**REQUIRED TASK**
Find the lines holding the word "React" and collect them.

**SUPPLIED DATA**
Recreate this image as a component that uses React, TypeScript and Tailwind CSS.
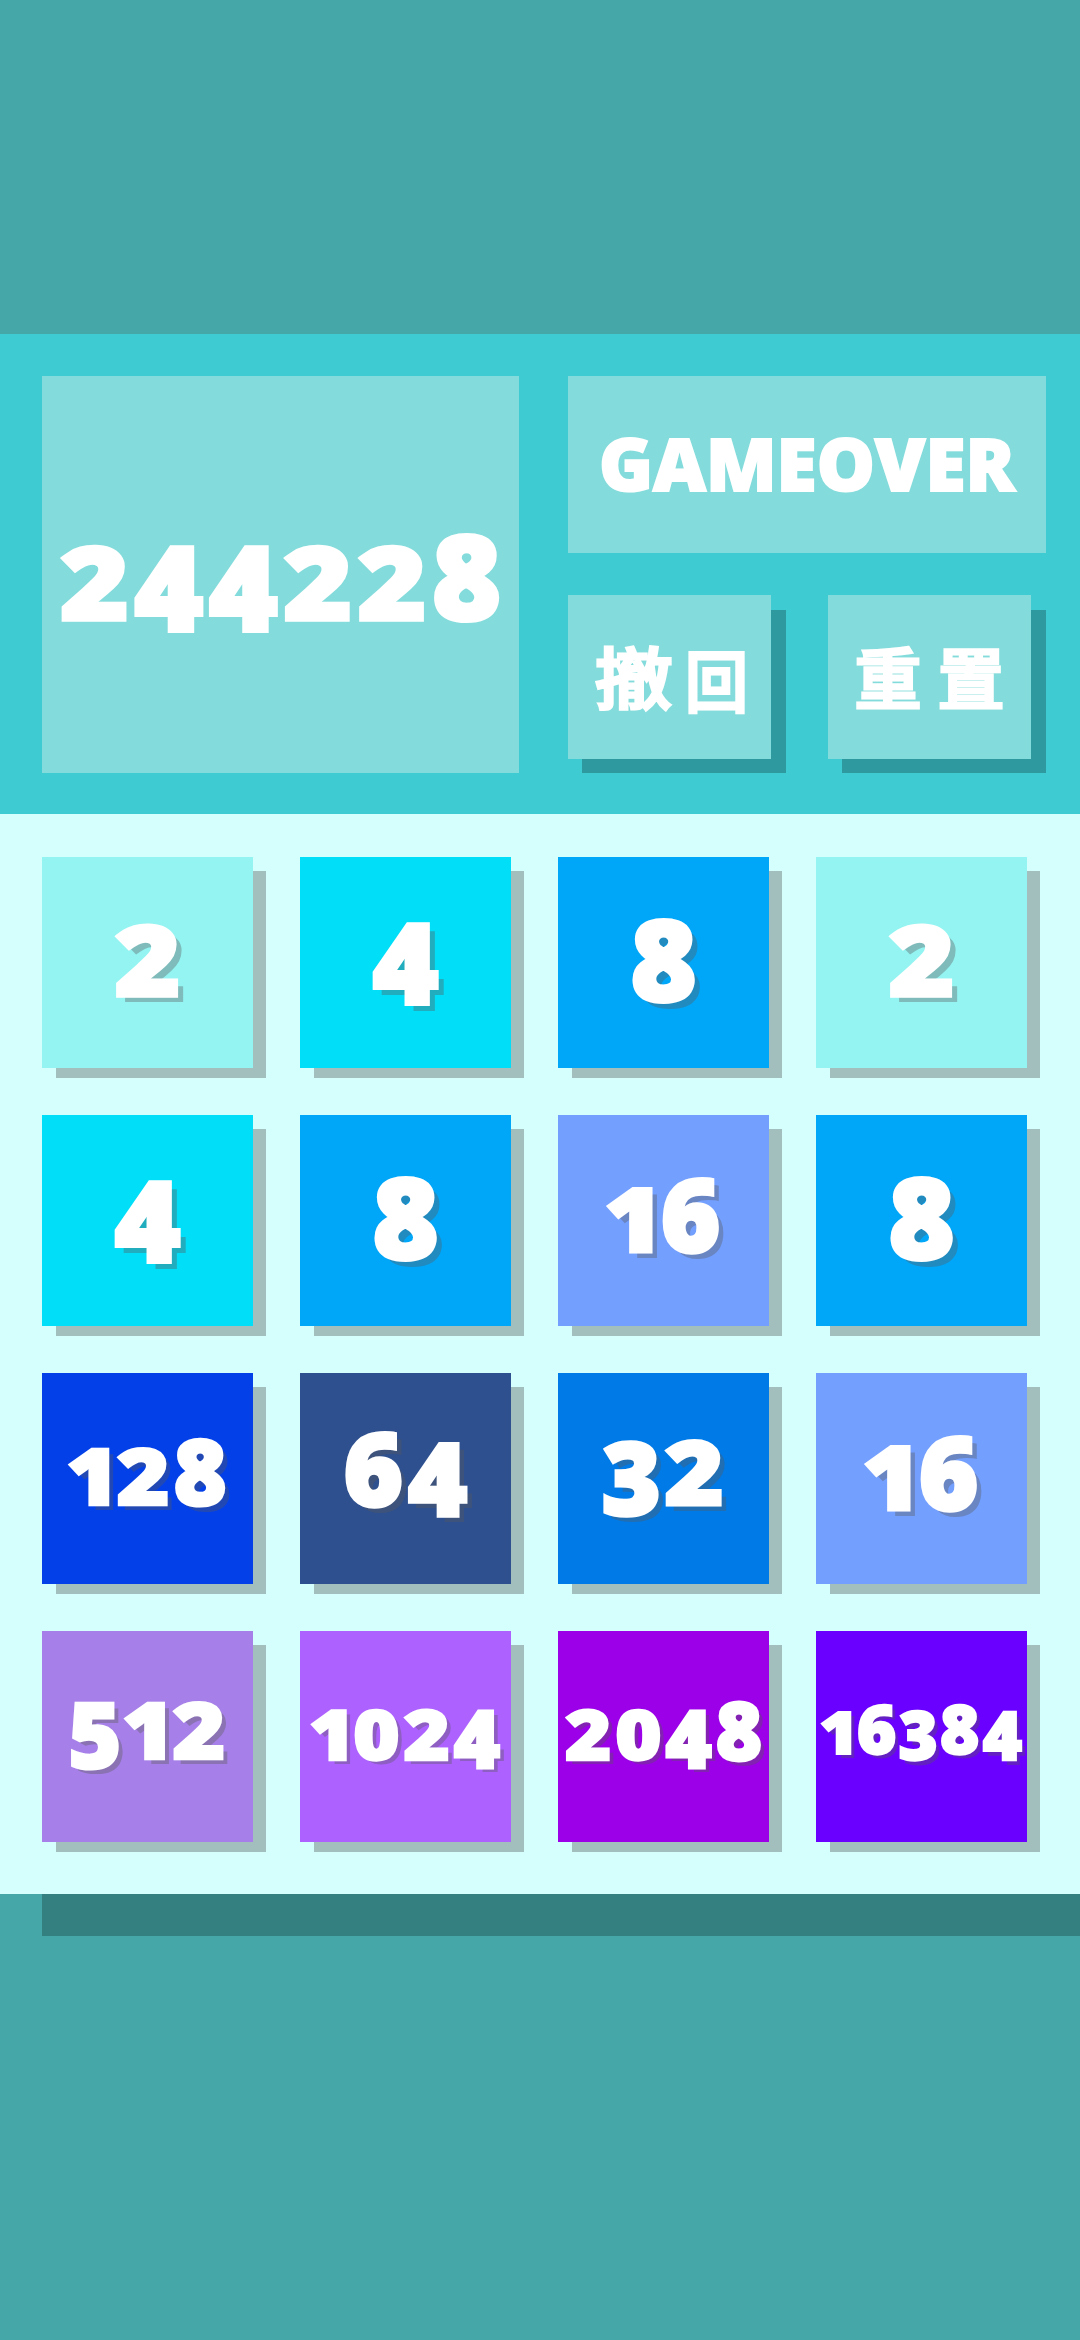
import React from "react";

// Define the shape of a board tile
interface TileItem {
  id: number;
  value: string;
  color: string;
  text: string;
}

const tiles: TileItem[] = [
  { id: 1, value: "2", color: "bg-[#93f4f2]", text: "text-[112px] -translate-y-[10px]" },
  { id: 2, value: "4", color: "bg-[#00def8]", text: "text-[112px] -translate-y-[13px]" },
  { id: 3, value: "8", color: "bg-[#00a7f9]", text: "text-[112px] -translate-y-[5px]" },
  { id: 4, value: "2", color: "bg-[#93f4f2]", text: "text-[112px] -translate-y-[10px]" },
  { id: 5, value: "4", color: "bg-[#00def8]", text: "text-[112px] -translate-y-[13px]" },
  { id: 6, value: "8", color: "bg-[#00a7f9]", text: "text-[112px] -translate-y-[5px]" },
  { id: 7, value: "16", color: "bg-[#739fff]", text: "text-[101px] -translate-y-[7px]" },
  { id: 8, value: "8", color: "bg-[#00a7f9]", text: "text-[112px] -translate-y-[5px]" },
  { id: 9, value: "128", color: "bg-[#0340e8]", text: "text-[90px] -translate-y-[9px]" },
  { id: 10, value: "64", color: "bg-[#2e508f]", text: "text-[101px] -translate-y-[11px]" },
  { id: 11, value: "32", color: "bg-[#007ae6]", text: "text-[101px] -translate-y-[12px]" },
  { id: 12, value: "16", color: "bg-[#739fff]", text: "text-[101px] -translate-y-[7px]" },
  { id: 13, value: "512", color: "bg-[#a680e8]", text: "text-[90px] -translate-y-[13px]" },
  { id: 14, value: "1024", color: "bg-[#ad61ff]", text: "text-[79px] -translate-y-[7px]" },
  { id: 15, value: "2048", color: "bg-[#9b00e8]", text: "text-[79px] -translate-y-[7px]" },
  { id: 16, value: "16384", color: "bg-[#6a00ff]", text: "text-[67px] -translate-y-[8px]" },
];

// 0-2 are short, 3/4/5/7/9 hang below the baseline, 6 and 8 keep the full height
const digitClass = (digit: string) => {
  if (digit === "1") return "mr-[-0.05em] scale-y-[0.87]";
  if ("02".includes(digit)) return "mx-[0.025em] scale-y-[0.87]";
  if ("35".includes(digit)) return "mx-[0.01em] translate-y-[0.095em]";
  if ("479".includes(digit)) return "mx-[0.025em] translate-y-[0.095em]";
  return "mx-[0.025em]";
};

const Digits = ({ value, className }: { value: string; className: string }) => (
  <div
    className={`flex leading-none font-extrabold [-webkit-text-stroke:0.035em_white] ${className}`}
  >
    {value.split("").map((digit, index) => (
      <span
        key={index}
        className={`inline-block origin-[50%_88.8%] ${digitClass(digit)}`}
      >
        {digit}
      </span>
    ))}
  </div>
);

const Tile = ({ item }: { item: TileItem }) => (
  <div className="relative isolate h-[211px] w-[211px]">
    <div className="absolute top-[14px] right-[-13px] bottom-[-10px] left-[14px] -z-10 bg-[#a2bfbe]" />
    <div className={`flex h-full w-full items-center justify-center ${item.color}`}>
      <Digits
        value={item.value}
        className={`${item.text} [text-shadow:0.062em_0.062em_0_rgba(89,89,89,0.37)]`}
      />
    </div>
  </div>
);

const ActionButton = ({ children }: { children: React.ReactNode }) => (
  <button className="relative isolate h-[164px] w-[203px]">
    <div className="absolute top-[15px] right-[-15px] bottom-[-14px] left-[14px] -z-10 bg-[#2e9a9f]" />
    <div className='flex h-full w-full items-center justify-center bg-[#84dbdb] pb-[6px] font-["Noto_Sans_CJK_SC",sans-serif] text-[67px] leading-none font-medium [-webkit-text-stroke:3px_white] [stroke-linejoin:round]'>
      {children}
    </div>
  </button>
);

const App = () => {
  return (
    <div className='min-h-[2340px] w-[1080px] overflow-hidden bg-[#46a7a8] pt-[334px] font-["Open_Sans",sans-serif] text-white'>
      <div className="flex h-[480px] gap-[49px] bg-[#3ecbd1] pt-[42px] pl-[42px]">
        <div className="flex h-[397px] w-[477px] items-center justify-center bg-[#84dbdb]">
          <Digits value="244228" className="text-[117px]" />
        </div>
        <div className="flex w-[478px] flex-col gap-[42px]">
          <div className="flex h-[177px] items-center justify-center bg-[#84dbdb]">
            <div className="-translate-y-[2px] text-[73px] leading-none font-extrabold [-webkit-text-stroke:2px_white]">
              GAMEOVER
            </div>
          </div>
          <div className="flex gap-[57px]">
            <ActionButton>
              <span className="w-[83px] translate-x-[5px] scale-x-[1.16] text-center">撤</span>
              <span className="w-[83px] translate-x-[5px] translate-y-[3px] scale-x-[0.94] text-center">回</span>
            </ActionButton>
            <ActionButton>
              <span className="w-[83px] text-center">重</span>
              <span className="w-[83px] text-center">置</span>
            </ActionButton>
          </div>
        </div>
      </div>

      <div className="grid h-[1080px] auto-rows-[211px] grid-cols-[repeat(4,211px)] gap-[47px] bg-[#d4fffd] pt-[43px] pl-[42px]">
        {tiles.map((item) => (
          <Tile key={item.id} item={item} />
        ))}
      </div>
      <div className="ml-[42px] h-[42px] bg-[#348080]" />
    </div>
  );
};

export default App;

**EXERCISE RESULT**
Recreate this image as a component that uses React, TypeScript and Tailwind CSS.
import React from "react";
const ActionButton = ({ children }: { children: React.ReactNode }) => (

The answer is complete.